Geheime eetbare paddestoelen
In een klein, maar oud en donker beukenbos staat een dode stronk met prachtige zwammen. De stronk staat naast het wandelpad. De zwammen zijn niet vernield en ook niet geplukt. Terwijl het zeer smaakvolle paddestoelen zijn, waarvoor menigeen bij de kruidenier de portemonnee trekt.
Het zijn oesterzwammen. Ze zien er schitterend uit, bijna lichtgevend in het schemerige woud, en zo onwaarschijnlijk vers en eetbaar, dat ik sterke neiging voel er één mee te nemen. Of twee.
Paddestoelenkenners plukken hun vondsten vaak, om ze beter te kunnen bekijken, besnuffelen, betasten en proeven. Of mee te nemen voor onder de miscroscoop, om aan de sporen te zien welke soort het is. Vooral zeldzaamheden ondergaan dat lot. Dat een zwammenliefhebber zijn vondst laat staan en met een spiegeltje de lamellen bekijkt, wordt zeldzaam. Op websites voor determinatie van paddestoelen staan, nee liggen op de foto´s vaak ontwortelde paddestoelen.
Met dat plukken heb ik moeite. Natuurlijk is een paddestoel maar een vruchtlichaam en zit het eigenlijke organisme in de grond. Daarbij zijn oesterzwammen niet zeldzaam, maar heel vaak kom je ze nou ook weer niet tegen. Andere mensen vinden ze ook vast mooi en nou ja, ik laat planten, dieren en paddestoelen nou eenmaal liever met rust.

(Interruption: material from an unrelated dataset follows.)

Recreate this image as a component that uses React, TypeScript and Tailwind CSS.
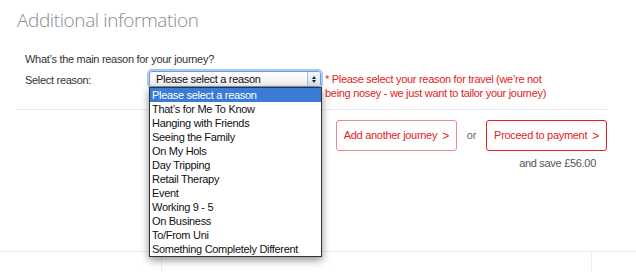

De meeste wandelaars doen dat. Mensen zijn bang voor paddestoelen, die kunnen immers giftig zijn? Ze eten oesterzwammen alleen als ze in cellofaan langs de kassa zijn gegaan. Handelaren bedienen die kassa graag, en als in Nederland de groeiplaatsen van eetbare paddestoelen bekend zijn, worden die leeggeplukt. Niet één paddestoel overleeft de gulzigheid van handelaren, ik heb het meermaals gezien. De groeiplaats van deze oesterzwammen houd ik voor de zekerheid dus maar geheim.